Thanks for the help and time,
Curt

-----Original Message-----
From: Bo Berglund [mailto:bo.berglund at telia.com]
Sent: Thursday, October 06, 2005 2:41 PM
To: cvsnt at cvsnt.org
Subject: Re: [cvsnt] Out of memory


On Thu, 6 Oct 2005 14:08:44 -0600, "Lehman, Curtis"
<CLehman at carrieraccess.com> wrote:

>Bo,
>
>Sorry about the slow response, I was out on training the last two days. 
>
>The file that is causing concern for me is a text routing file, it's not
>binary like I first thought, that is created by the compiler for our FPGA
>development. The original file size is 10MB and it almost totally changes
>between each release. We are on version 18 on the main trunk of the file.
>It's already 170MB on the server. 
>
>The server is a dual 3.0 GHz xeon processor with 2MB of cache on each
>processor and 2 GB of ram.

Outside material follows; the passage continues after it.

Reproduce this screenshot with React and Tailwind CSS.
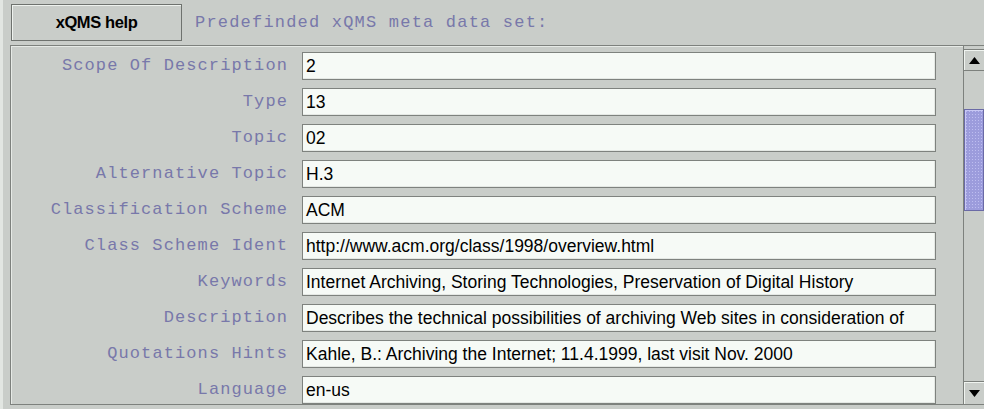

It's a screaming machine. It has a gigabit
>connection to the network.
>
>Any other suggestion on how to maintain such a file is greatly welcome.
>

Looks like you really have a good server there!
So this means that the problem is not RAM size either. Only remaining
is the pure size issue. Tony maintains that big files are not a
problem since only the deltas are stored and CVSNT can quickly access
HEAD at least.

But I understand your problem now and it is similar to the slightly
less problem we have with embedded microcontroller development. The
final result of a compile is a text file that is really the image of a
binary program in hex format. So it too changes almost completely
between rounds. We decided not to store this file in CVS because it
can be exactly created off of the stored sources (we did some tests
and the result was a 100% binary compare).
In your case, if you want to still save the file in CVS I would make a
cut somewhere and make a copy of the RCS file under another name and
then start anew by using the admin command and delete the first 17
revisions from the file. The renamed copy will serve as backup. Then
at least you can continue a while with a faster module...


/Bo
(Bo Berglund, developer in Sweden)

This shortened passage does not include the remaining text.